Talk Tip:  Don’t Hedge Around
“It was impossible to get a conversation going; everybody was talking too much”
~Yogi Berra

Ever had the situation where you made a recommendation, lots of ideas get discussed, someone later makes the same recommendation you made earlier and everyone says “Dave, that’s a great idea!”  You are sitting there wondering “hmmm when I made that recommendation, did I not say it out loud?”

You could be a victim of “Hedging Around”.

One way of looking at hedging is like the quote above, except you are the one talking too much---at least using too many words.  Have you heard yourself saying something along the lines of?
•    “This may not be right but…”
•    “You may have already talked about this, or thought of it but…”
•    “I know I’m new and everything but…”
•    “I’m not the expert on this…”
•    “Is it alright if I ask a question…?”
•    “I don’t mean to interrupt; I just wanted to make a point…”

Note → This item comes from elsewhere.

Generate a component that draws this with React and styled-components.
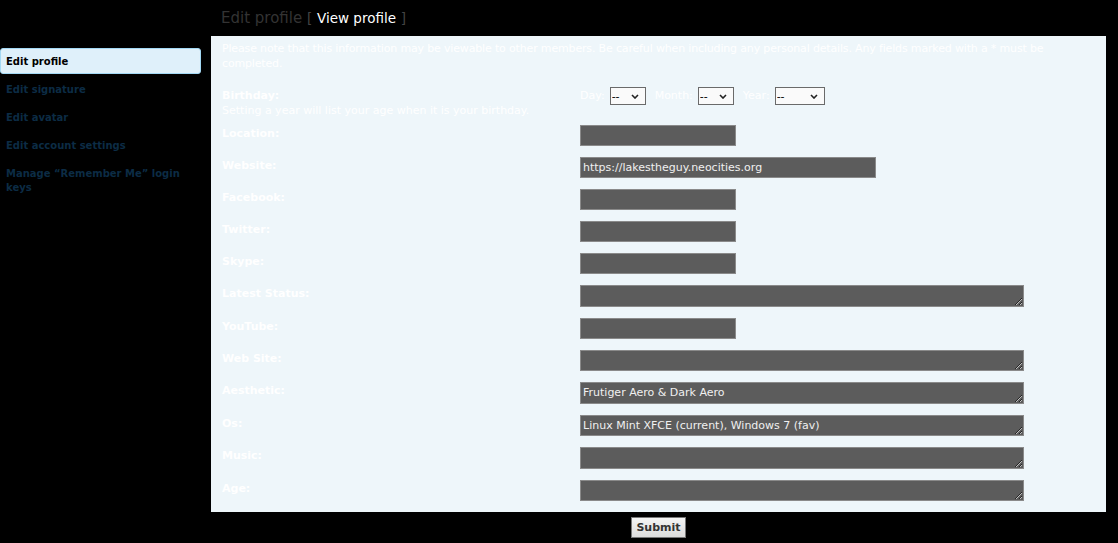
import React from 'react';
import styled, { createGlobalStyle } from 'styled-components';

const GlobalStyle = createGlobalStyle`
body {
  margin: 0;
  background-color: #000;
  font-family: "DejaVu Sans", Verdana, sans-serif;
  font-size: 11px;
}
`;

const Page = styled.div`
display: flex;
align-items: flex-start;
width: 1118px;
`;

const Sidebar = styled.ul`
list-style: none;
margin: 48px 0 0 0;
padding: 0;
width: 201px;
flex-shrink: 0;
`;

const NavItem = styled.li`
box-sizing: border-box;
min-height: 26px;
margin-bottom: 2px;
padding: 6px 5px 4px 5px;
line-height: 14px;
font-weight: bold;
font-size: 10px;
border: 1px solid ${p => (p.$active ? '#a3d8f4' : 'transparent')};
border-radius: 3px;
background-color: ${p => (p.$active ? '#dff0fa' : 'transparent')};
color: ${p => (p.$active ? '#000' : '#0c2c45')};
`;

const Main = styled.div`
margin-left: 10px;
width: 895px;
`;

const Heading = styled.h2`
margin: 0;
padding-left: 10px;
height: 36px;
line-height: 36px;
font-size: 15px;
font-weight: normal;
color: #333;
`;

const Bracket = styled.span`
color: #444;
font-size: 13.5px;
`;

const HeadLink = styled.span`
color: #fff;
font-size: 13.5px;
`;

const Panel = styled.div`
background-color: #eef6fa;
padding: 5px 11px 11px 11px;
color: #fff;
font-size: 11px;
`;

const Notice = styled.p`
margin: 0 0 16px 0;
line-height: 15px;
letter-spacing: -0.16px;
`;

const Row = styled.div`
display: flex;
align-items: flex-start;
margin-bottom: ${p => (p.$gap !== undefined ? p.$gap : 11)}px;
&:last-child {
  margin-bottom: 0;
}
`;

const Label = styled.div`
width: 358px;
flex-shrink: 0;
padding-top: 1px;
line-height: 15px;
`;

const LabelTitle = styled.div`
font-weight: bold;
`;

const Hint = styled.div``;

const Field = styled.div`
display: flex;
align-items: center;
gap: 5px;
`;

const DateLabel = styled.span`
line-height: 18px;
margin-left: ${p => (p.$first ? 0 : 4)}px;
`;

const SelectWrap = styled.span`
position: relative;
display: inline-block;
height: 18px;
`;

const Select = styled.select`
appearance: none;
box-sizing: border-box;
display: block;
height: 18px;
width: ${p => p.$w}px;
margin: 0;
padding: 0 0 0 1px;
border: 1px solid #6a6a6a;
border-radius: 0;
background-color: #fafafa;
color: #000;
font-family: "DejaVu Sans", Verdana, sans-serif;
font-size: 11px;
`;

const Chevron = styled.svg`
position: absolute;
right: 7px;
top: 7px;
pointer-events: none;
`;

const Input = styled.input`
box-sizing: border-box;
width: ${p => p.$w}px;
height: 21px;
margin: 0;
padding: 0 2px;
border: 1px solid #8a8a8a;
background-color: #5c5c5c;
color: #f0f0f0;
font-family: "DejaVu Sans", Verdana, sans-serif;
font-size: 11px;
outline: none;
`;

const TextArea = styled.textarea`
box-sizing: border-box;
display: block;
width: 444px;
height: 21.5px;
margin: 0;
padding: 3px 2px 0 2px;
border: 1px solid #8a8a8a;
background-color: #5c5c5c;
color: #f0f0f0;
font-family: "DejaVu Sans", Verdana, sans-serif;
font-size: 11px;
line-height: 14px;
overflow: hidden;
outline: none;
`;

const Footer = styled.div`
display: flex;
justify-content: center;
padding-top: 5px;
`;

const Submit = styled.button`
height: 21px;
width: 55px;
padding: 0;
border: 1px solid #777;
background: linear-gradient(#f4f4f4, #dcdcdc);
color: #333;
font-family: "DejaVu Sans", Verdana, sans-serif;
font-size: 11px;
font-weight: bold;
cursor: pointer;
`;

const DateSelect = ({ w }) => (
  <SelectWrap>
    <Select $w={w} defaultValue="--">
      <option>--</option>
    </Select>
    <Chevron width="8" height="5" viewBox="0 0 8 5">
      <path d="M1 1 L4 4 L7 1" stroke="#222" strokeWidth="1.6" fill="none" />
    </Chevron>
  </SelectWrap>
);

const fields = [
  { label: 'Location:', type: 'input', w: 156 },
  { label: 'Website:', type: 'input', w: 296, value: 'https://lakestheguy.neocities.org' },
  { label: 'Facebook:', type: 'input', w: 156 },
  { label: 'Twitter:', type: 'input', w: 156 },
  { label: 'Skype:', type: 'input', w: 156 },
  { label: 'Latest Status:', type: 'text' },
  { label: 'YouTube:', type: 'input', w: 156 },
  { label: 'Web Site:', type: 'text' },
  { label: 'Aesthetic:', type: 'text', value: 'Frutiger Aero & Dark Aero' },
  { label: 'Os:', type: 'text', value: 'Linux Mint XFCE (current), Windows 7 (fav)' },
  { label: 'Music:', type: 'text' },
  { label: 'Age:', type: 'text' },
];

const navItems = [
  'Edit profile',
  'Edit signature',
  'Edit avatar',
  'Edit account settings',
  'Manage \u201CRemember Me\u201D login keys',
];

function App() {
  return (
    <Page>
      <GlobalStyle />
      <Sidebar>
        {navItems.map((item, i) => (
          <NavItem key={item} $active={i === 0}>{item}</NavItem>
        ))}
      </Sidebar>
      <Main>
        <Heading>
          Edit profile <Bracket>[</Bracket> <HeadLink>View profile</HeadLink> <Bracket>]</Bracket>
        </Heading>
        <form>
          <Panel>
            <Notice>
              Please note that this information may be viewable to other members. Be careful when including any personal details. Any fields marked with a * must be completed.
            </Notice>
            <Row $gap={7}>
              <Label>
                <LabelTitle>Birthday:</LabelTitle>
                <Hint>Setting a year will list your age when it is your birthday.</Hint>
              </Label>
              <Field>
                <DateLabel $first>Day:</DateLabel>
                <DateSelect w={36} />
                <DateLabel>Month:</DateLabel>
                <DateSelect w={36} />
                <DateLabel>Year:</DateLabel>
                <DateSelect w={50} />
              </Field>
            </Row>
            {fields.map(f => (
              <Row key={f.label}>
                <Label>
                  <LabelTitle>{f.label}</LabelTitle>
                </Label>
                <Field>
                  {f.type === 'input' ? (
                    <Input type="text" $w={f.w} defaultValue={f.value || ''} />
                  ) : (
                    <TextArea rows={1} defaultValue={f.value || ''} />
                  )}
                </Field>
              </Row>
            ))}
          </Panel>
          <Footer>
            <Submit type="submit">Submit</Submit>
          </Footer>
        </form>
      </Main>
    </Page>
  );
}

export default App;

All of the above, and statements like them are called ‘hedges’.  I mentioned hedges just plain put too many words in your sentence.  MORE IMPORTANTLY, hedging takes the edge off of what you are saying.  Sure it takes the edge off for you, maybe a statement or opinion is easier to deliver if you hedge.  BUT…hedging takes the edge off of what you are saying…for them.  You are self sabotaging when you hedge---you are giving the listener permission to stop listening.  You don’t need to take the edge off of your statements. 

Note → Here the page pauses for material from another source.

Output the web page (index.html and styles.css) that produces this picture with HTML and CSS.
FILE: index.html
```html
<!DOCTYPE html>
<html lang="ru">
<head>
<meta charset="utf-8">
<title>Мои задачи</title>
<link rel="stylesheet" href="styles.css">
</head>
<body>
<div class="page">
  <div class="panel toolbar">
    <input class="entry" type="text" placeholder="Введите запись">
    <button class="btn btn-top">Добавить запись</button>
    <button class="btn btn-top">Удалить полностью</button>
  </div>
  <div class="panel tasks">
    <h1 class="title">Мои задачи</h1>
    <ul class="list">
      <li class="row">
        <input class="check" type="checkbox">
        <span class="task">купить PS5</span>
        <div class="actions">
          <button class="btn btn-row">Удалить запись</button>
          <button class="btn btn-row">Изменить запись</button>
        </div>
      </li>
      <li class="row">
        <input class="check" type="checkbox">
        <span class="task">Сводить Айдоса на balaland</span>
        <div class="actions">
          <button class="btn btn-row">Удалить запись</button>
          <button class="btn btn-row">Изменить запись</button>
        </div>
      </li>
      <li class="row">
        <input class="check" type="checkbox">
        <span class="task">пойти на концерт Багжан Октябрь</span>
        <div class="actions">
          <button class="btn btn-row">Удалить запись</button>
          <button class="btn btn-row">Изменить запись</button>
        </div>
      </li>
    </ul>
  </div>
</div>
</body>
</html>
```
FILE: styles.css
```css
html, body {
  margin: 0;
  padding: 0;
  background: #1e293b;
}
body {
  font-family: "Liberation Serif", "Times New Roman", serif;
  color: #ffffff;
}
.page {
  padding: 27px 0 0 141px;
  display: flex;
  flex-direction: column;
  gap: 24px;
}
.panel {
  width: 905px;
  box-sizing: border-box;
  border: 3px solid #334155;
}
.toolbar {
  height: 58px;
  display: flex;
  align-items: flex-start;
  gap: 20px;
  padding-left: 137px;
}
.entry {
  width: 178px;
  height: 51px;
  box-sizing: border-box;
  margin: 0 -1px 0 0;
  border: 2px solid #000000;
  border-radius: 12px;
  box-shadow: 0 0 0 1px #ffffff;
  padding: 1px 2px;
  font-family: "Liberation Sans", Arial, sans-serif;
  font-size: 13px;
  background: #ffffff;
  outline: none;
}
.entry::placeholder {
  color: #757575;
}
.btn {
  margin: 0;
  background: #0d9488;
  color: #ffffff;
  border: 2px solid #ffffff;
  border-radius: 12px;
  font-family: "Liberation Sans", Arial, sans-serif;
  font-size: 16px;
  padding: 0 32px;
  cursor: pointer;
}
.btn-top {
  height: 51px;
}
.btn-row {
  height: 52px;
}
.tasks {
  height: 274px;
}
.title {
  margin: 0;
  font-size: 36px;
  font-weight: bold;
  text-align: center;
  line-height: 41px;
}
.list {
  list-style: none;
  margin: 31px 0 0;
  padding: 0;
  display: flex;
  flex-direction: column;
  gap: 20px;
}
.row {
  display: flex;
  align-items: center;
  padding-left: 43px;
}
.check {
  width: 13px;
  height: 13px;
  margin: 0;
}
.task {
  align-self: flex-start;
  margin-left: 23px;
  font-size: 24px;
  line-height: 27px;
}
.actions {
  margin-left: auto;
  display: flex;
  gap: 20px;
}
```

•    First of all I bet you are not an annoying or abrasive person to begin with, so you don’t need to soften
•    Second, what you have to say is of value, so say it.  Edge is good!
•    Third, too many words = people stop listening.
•    Fourth, you send a message of lack of confidence and credibility when you hedge. You almost can’t blame the listener when they stop listening, or at a minimum never seem to adopt your ideas

So this next week:
•    I encourage you to take a mental note this of the times you hedge when none is necessary. 
•    Turn a hedge into an assertions
o    “I know I’m new and everything but…” becomes “I recommend…”
o    “This may not be right but…” becomes “Consider…”
o    “I’m sorry to bother you, I was wondering if I could get on your calendar?” becomes “Can I get on your calendar?”
o    And so on!

Once you become aware of the ‘habit of hedging’, and replace hedges with assertions you will feel your confidence grow.  Watch and see, you will immediately, in that moment, feel your confidence grow!